Se tem algo que é muito claro pra mim em Portugal é que este é um país de contradições. Moderno conflitando a toda hora com o antigo; tradição que esbarra na vanguarda; pastel de nata com última palavra em gastronomia…
Pra começar, a própria revolução contra uma ditadura foi feita aqui por meio de um golpe militar. O que para nós soa um tanto (dado o nosso passado e presente), well… contraditório.
Obviamente que a música produzida aqui levaria muito disso no seu ethos. É o que ficou mais claro pra mim ao assistir à “Bastardos, Trajetos do Punk Português 1977-2014” (Dir. Eduardo Morais), que conta a história do movimento no país até (na época) dias atuais.

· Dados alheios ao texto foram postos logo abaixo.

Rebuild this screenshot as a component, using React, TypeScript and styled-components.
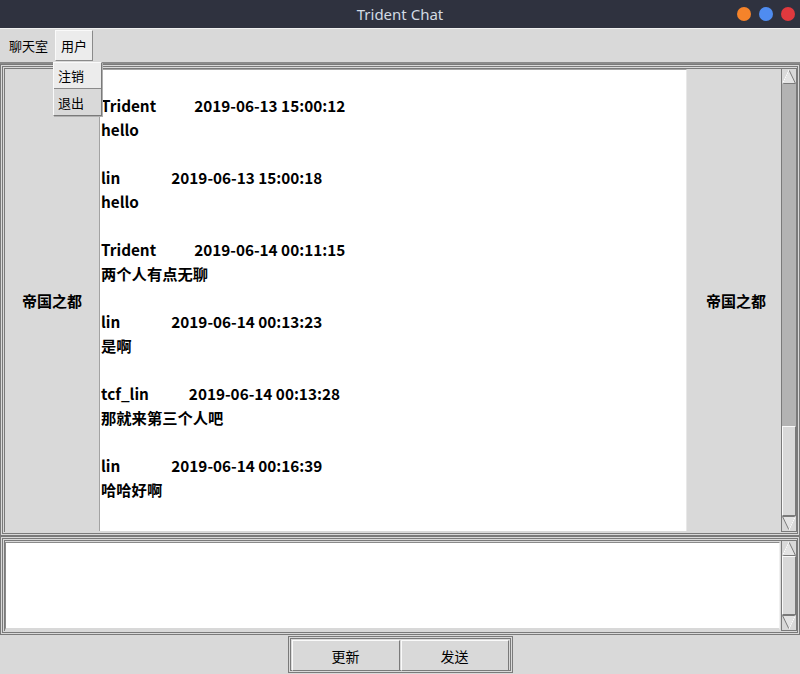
import React from "react";
import styled, { createGlobalStyle } from "styled-components";

const Global = createGlobalStyle`
  html, body { margin: 0; padding: 0; background: #d9d9d9; }
  body { font-family: "Noto Sans CJK SC", "Noto Sans", sans-serif; }
  * { box-sizing: border-box; }
`;

const Window = styled.div`
  width: 800px;
  height: 674px;
  display: flex;
  flex-direction: column;
  background: #d9d9d9;
  position: relative;
  overflow: hidden;
`;

const TitleBar = styled.div`
  height: 28px;
  flex: none;
  background: #2f323f;
  display: flex;
  align-items: center;
  justify-content: center;
  position: relative;
  color: #d3dae3;
  font-family: "Noto Sans", sans-serif;
  font-size: 15px;
`;

const Dots = styled.div`
  position: absolute;
  right: 5px;
  top: 7px;
  display: flex;
  gap: 8px;
`;

const Dot = styled.span<{ $c: string }>`
  width: 14px;
  height: 14px;
  border-radius: 50%;
  background: ${(p) => p.$c};
`;

const MenuBar = styled.div`
  height: 36px;
  flex: none;
  display: flex;
  align-items: stretch;
  padding: 1px 2px 0 3px;
  border-top: 1px solid #f0f0f0;
  border-bottom: 2px solid #8a8a8a;
  font-size: 13px;
  color: #000;
`;

const MenuItem = styled.div<{ $active?: boolean }>`
  display: flex;
  align-items: center;
  padding: 0 5px;
  margin-right: 1px;
  background: ${(p) => (p.$active ? "#ececec" : "transparent")};
  border: 1px solid ${(p) => (p.$active ? "#fafafa" : "transparent")};
  border-right-color: ${(p) => (p.$active ? "#8a8a8a" : "transparent")};
  border-bottom-color: ${(p) => (p.$active ? "#8a8a8a" : "transparent")};
  margin-bottom: 1px;
`;

const Dropdown = styled.div`
  position: absolute;
  left: 53px;
  top: 62px;
  width: 49px;
  background: #d9d9d9;
  border: 1px solid #fafafa;
  border-right-color: #7a7a7a;
  border-bottom-color: #7a7a7a;
  box-shadow: 1px 1px 0 #b0b0b0;
  z-index: 5;
  font-size: 13px;
`;

const DropItem = styled.div<{ $hl?: boolean }>`
  height: 26px;
  display: flex;
  align-items: center;
  padding-left: 4px;
  background: ${(p) => (p.$hl ? "#ececec" : "#d9d9d9")};
  border-bottom: ${(p) => (p.$hl ? "1px solid #8a8a8a" : "none")};
`;

const Panel = styled.div<{ $h: number }>`
  height: ${(p) => p.$h}px;
  flex: none;
  border: 3px double #7a7a7a;
  padding: 1px 0 1px 1px;
  display: flex;
`;

const PanelInner = styled.div`
  flex: 1;
  display: grid;
  grid-template-columns: 94px 1fr 94px 16px;
  border-left: 1px solid #7a7a7a;
  border-top: 1px solid #7a7a7a;
  min-height: 0;
`;

const SideLabel = styled.div<{ $shift?: number }>`
  display: flex;
  align-items: center;
  justify-content: center;
  padding-left: ${(p) => p.$shift ?? 0}px;
  font-weight: 700;
  font-size: 15px;
  color: #000;
`;

const ChatArea = styled.div`
  background: #fff;
  margin: 0 0 1px 0;
  border-left: 1px solid #a3a3a3;
  border-top: 1px solid #a3a3a3;
  border-right: 1px solid #e8e8e8;
  padding: 23px 0 0 1px;
  font-weight: 700;
  font-size: 15.3px;
  line-height: 24px;
  color: #000;
  overflow: hidden;
`;

const Line = styled.div`
  height: 24px;
  white-space: nowrap;
`;

const Stamp = styled.span<{ $gap: number }>`
  margin-left: ${(p) => p.$gap}px;
`;

const ScrollBar = styled.div`
  display: flex;
  flex-direction: column;
  border-left: 1px solid #7a7a7a;
  border-right: 1px solid #7a7a7a;
  border-bottom: 1px solid #7a7a7a;
  background: #b3b3b3;
`;

const Arrow = styled.div`
  height: 15px;
  flex: none;
  display: flex;
  align-items: center;
  justify-content: center;
  background: #d9d9d9;
`;

const Trough = styled.div`
  flex: 1;
  display: flex;
  flex-direction: column;
  justify-content: flex-end;
`;

const Thumb = styled.div<{ $h: string }>`
  height: ${(p) => p.$h};
  background: #d9d9d9;
  border: 1px solid #fafafa;
  border-right-color: #7a7a7a;
  border-bottom-color: #7a7a7a;
`;

const InputInner = styled.div`
  flex: 1;
  display: grid;
  grid-template-columns: 1fr 16px;
  border-left: 1px solid #7a7a7a;
  border-top: 1px solid #7a7a7a;
`;

const InputBox = styled.div`
  background: #fff;
  margin: 1px 1px 1px 0;
  border: 1px solid #d0d0d0;
  border-top-color: #8a8a8a;
  border-left-color: #8a8a8a;
  border-right-color: #f0f0f0;
  border-bottom: 2px solid #d8d8d8;
`;

const ButtonRow = styled.div`
  flex: 1;
  display: flex;
  justify-content: center;
  align-items: flex-start;
  padding-top: 1px;
`;

const ButtonFrame = styled.div`
  display: flex;
  gap: 1px;
  border: 3px double #7a7a7a;
  padding: 1px;
  height: 37px;
`;

const Btn = styled.button`
  width: 108px;
  height: 31px;
  background: #d9d9d9;
  border: 1px solid #fafafa;
  border-right-color: #7a7a7a;
  border-bottom-color: #7a7a7a;
  font-family: "Noto Sans CJK SC", sans-serif;
  font-size: 14px;
  color: #000;
  padding: 0;
`;

const UpIcon = ({ down }: { down?: boolean }) => (
  <svg width="14" height="15" viewBox="0 0 14 15" style={{ transform: down ? "rotate(180deg)" : undefined }}>
    <polygon points="7,1 13.5,14.5 0.5,14.5" fill="#e4e4e4" stroke="#7a7a7a" strokeWidth="1" />
    <polyline points="0.5,14.5 7,1" fill="none" stroke="#ffffff" strokeWidth="1.2" />
  </svg>
);

const messages = [
  { name: "Trident", gap: 38, time: "2019-06-13 15:00:12", text: "hello" },
  { name: "lin", gap: 51, time: "2019-06-13 15:00:18", text: "hello" },
  { name: "Trident", gap: 38, time: "2019-06-14 00:11:15", text: "两个人有点无聊" },
  { name: "lin", gap: 51, time: "2019-06-14 00:13:23", text: "是啊" },
  { name: "tcf_lin", gap: 40, time: "2019-06-14 00:13:28", text: "那就来第三个人吧" },
  { name: "lin", gap: 51, time: "2019-06-14 00:16:39", text: "哈哈好啊" },
];

export default function App() {
  return (
    <Window>
      <Global />
      <TitleBar>
        Trident Chat
        <Dots>
          <Dot $c="#f5832a" />
          <Dot $c="#4f8cf0" />
          <Dot $c="#e0393e" />
        </Dots>
      </TitleBar>
      <MenuBar>
        <MenuItem>聊天室</MenuItem>
        <MenuItem $active>用户</MenuItem>
      </MenuBar>
      <Dropdown>
        <DropItem $hl>注销</DropItem>
        <DropItem>退出</DropItem>
      </Dropdown>
      <Panel $h={472}>
        <PanelInner>
          <SideLabel>帝国之都</SideLabel>
          <ChatArea>
            {messages.map((m, i) => (
              <React.Fragment key={i}>
                <Line>
                  {m.name}
                  <Stamp $gap={m.gap}>{m.time}</Stamp>
                </Line>
                <Line>{m.text}</Line>
                <Line />
              </React.Fragment>
            ))}
          </ChatArea>
          <SideLabel $shift={4}>帝国之都</SideLabel>
          <ScrollBar>
            <Arrow>
              <UpIcon />
            </Arrow>
            <Trough>
              <Thumb $h="90px" />
            </Trough>
            <Arrow>
              <UpIcon down />
            </Arrow>
          </ScrollBar>
        </PanelInner>
      </Panel>
      <Panel $h={99}>
        <InputInner>
          <InputBox />
          <ScrollBar>
            <Arrow>
              <UpIcon />
            </Arrow>
            <Trough>
              <Thumb $h="100%" />
            </Trough>
            <Arrow>
              <UpIcon down />
            </Arrow>
          </ScrollBar>
        </InputInner>
      </Panel>
      <ButtonRow>
        <ButtonFrame>
          <Btn>更新</Btn>
          <Btn>发送</Btn>
        </ButtonFrame>
      </ButtonRow>
    </Window>
  );
}
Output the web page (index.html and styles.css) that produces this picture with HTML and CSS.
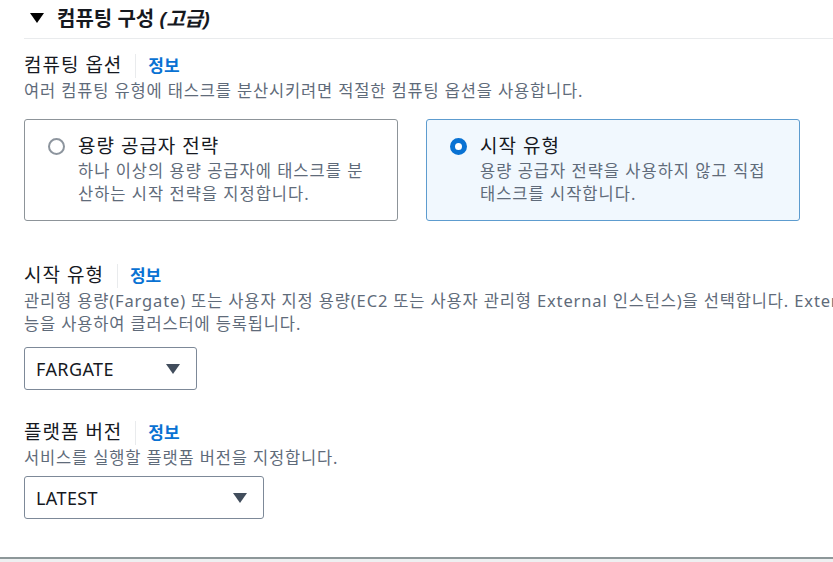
FILE: index.html
```html
<!DOCTYPE html>
<html lang="ko">
<head>
    <meta charset="UTF-8">
    <meta name="viewport" content="width=device-width, initial-scale=1.0">
    <title>컴퓨팅 구성</title>
    <link rel="stylesheet" href="styles.css">
</head>
<body>
    <div class="page">
        <div class="section-header">
            <svg class="caret" width="14" height="10" viewBox="0 0 14 10"><path d="M0 0 L14 0 L7 10 Z" fill="#000"/></svg>
            <h2>컴퓨팅 구성 <em>(고급)</em></h2>
        </div>

        <div class="section-body">
            <div class="field">
                <div class="field-label">
                    <span>컴퓨팅 옵션</span>
                    <a class="info" href="#">정보</a>
                </div>
                <p class="field-desc">여러 컴퓨팅 유형에 태스크를 분산시키려면 적절한 컴퓨팅 옵션을 사용합니다.</p>

                <div class="tiles">
                    <label class="tile">
                        <span class="radio"></span>
                        <span class="tile-text">
                            <span class="tile-title">용량 공급자 전략</span>
                            <span class="tile-desc">하나 이상의 용량 공급자에 태스크를 분산하는 시작 전략을 지정합니다.</span>
                        </span>
                    </label>
                    <label class="tile selected">
                        <span class="radio"></span>
                        <span class="tile-text">
                            <span class="tile-title">시작 유형</span>
                            <span class="tile-desc">용량 공급자 전략을 사용하지 않고 직접 태스크를 시작합니다.</span>
                        </span>
                    </label>
                </div>
            </div>

            <div class="field launch">
                <div class="field-label">
                    <span>시작 유형</span>
                    <a class="info" href="#">정보</a>
                </div>
                <p class="field-desc">관리형 용량(Fargate) 또는 사용자 지정 용량(EC2 또는 사용자 관리형 External 인스턴스)을 선택합니다. External 인스턴스는 ECS Anywhere 기능을 사용하여 클러스터에 등록됩니다.</p>
                <div class="select select-launch">
                    <span>FARGATE</span>
                    <svg width="14" height="10" viewBox="0 0 14 10"><path d="M0 0 L14 0 L7 10 Z" fill="#414d5c"/></svg>
                </div>
            </div>

            <div class="field platform">
                <div class="field-label">
                    <span>플랫폼 버전</span>
                    <a class="info" href="#">정보</a>
                </div>
                <p class="field-desc">서비스를 실행할 플랫폼 버전을 지정합니다.</p>
                <div class="select select-platform">
                    <span>LATEST</span>
                    <svg width="14" height="10" viewBox="0 0 14 10"><path d="M0 0 L14 0 L7 10 Z" fill="#414d5c"/></svg>
                </div>
            </div>
        </div>
    </div>
    <div class="footer"></div>
</body>
</html>
```

FILE: styles.css
```css
/* Base */
html, body {
    margin: 0;
    overflow: hidden;
}

body {
    background: #fff;
    color: #16191f;
    font-family: "Noto Sans", "Noto Sans CJK KR", sans-serif;
    height: 562px;
    display: flex;
    flex-direction: column;
}

.page {
    flex: 1;
    padding-left: 24px;
}

/* Section header */
.section-header {
    display: flex;
    align-items: center;
    height: 34px;
    padding-bottom: 4px;
    border-bottom: 1px solid #e9ebed;
}

.caret {
    margin: 2px 13px 0 6px;
}

.section-header h2 {
    margin: 0;
    font-size: 20px;
    font-weight: 700;
}

.section-header em {
    font-style: italic;
}

/* Fields */
.section-body {
    width: 1085px;
}

.field {
    padding-top: 13px;
}

.field.launch {
    padding-top: 41px;
}

.field.platform {
    padding-top: 29px;
}

.field-label {
    display: flex;
    align-items: center;
    font-size: 19px;
    letter-spacing: 1px;
    line-height: 27px;
}

.info {
    margin-left: 13px;
    padding-left: 12px;
    border-left: 1px solid #e9ebed;
    color: #0972d3;
    font-size: 17px;
    font-weight: 700;
    letter-spacing: 0;
    text-decoration: none;
    line-height: 24px;
}

.field-desc {
    margin: 0;
    font-size: 16.5px;
    letter-spacing: 0.85px;
    line-height: 23px;
    color: #5f6b7a;
}

/* Tiles */
.tiles {
    display: grid;
    grid-template-columns: 374px 374px;
    column-gap: 28px;
    margin-top: 17px;
}

.tile {
    display: flex;
    align-items: flex-start;
    padding: 13px 26px 15px 23px;
    border: 1px solid #8d9499;
    border-radius: 3px;
    height: 72px;
}

.tile.selected {
    border-color: #5d9ccf;
    background: #f1f8fe;
}

.radio {
    flex: none;
    box-sizing: border-box;
    width: 17px;
    height: 17px;
    margin-top: 5px;
    border: 2px solid #8d959e;
    border-radius: 50%;
    background: #fff;
}

.tile.selected .radio {
    border: 5px solid #0972d3;
}

.tile-text {
    margin-left: 13px;
}

.tile-title {
    display: block;
    font-size: 19px;
    letter-spacing: 1px;
    line-height: 26px;
}

.tile-desc {
    display: block;
    font-size: 16.5px;
    letter-spacing: 1px;
    line-height: 23px;
    color: #5f6b7a;
}

/* Selects */
.select {
    display: flex;
    align-items: center;
    justify-content: space-between;
    box-sizing: border-box;
    height: 43px;
    margin-top: 12px;
    padding: 0 16px 0 11px;
    border: 1px solid #7d8998;
    border-radius: 3px;
    font-size: 18px;
    letter-spacing: 0.4px;
}

.select-launch {
    width: 173px;
}

.select-platform {
    width: 240px;
    margin-top: 7px;
}

/* Bottom */
.footer {
    height: 3px;
    border-top: 2px solid #8d9799;
    background: #eef0f1;
}
```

O punk português tem a peculiaridade de aparecer logo depois da Revolução dos Cravos (o famoso 25 de abril) em que supostamente o país estaria mais livre e de mãos dadas com a democracia. Mas o que gritavam os precursores do movimento era que essa tal liberdade não era tão “livre” assim. Eles queriam era “violentar o sistema”. Eram jovens que estavam fora de qualquer um dos grupos políticos da época. Não eram parte dos revolucionários, nem dos situacionistas. Eles – e isso é a essência do punk rock – estavam sem perspectivas e excluídos de qualquer grupo relevante da sociedade local. O que eles queriam era “abrir caminho”, porque tudo era uma “grande pasmaceira”.
Falando de contradições, um dos grandes fomentadores do movimento, o radialista António Sérgio (o John Peel tuga), é quem começa a espalhar um Sex Pistols aqui, um Clash ali… isso na Rádio Renascença, conhecida como “a dos padres”. Punk numa rádio de caráter religioso? Pois é.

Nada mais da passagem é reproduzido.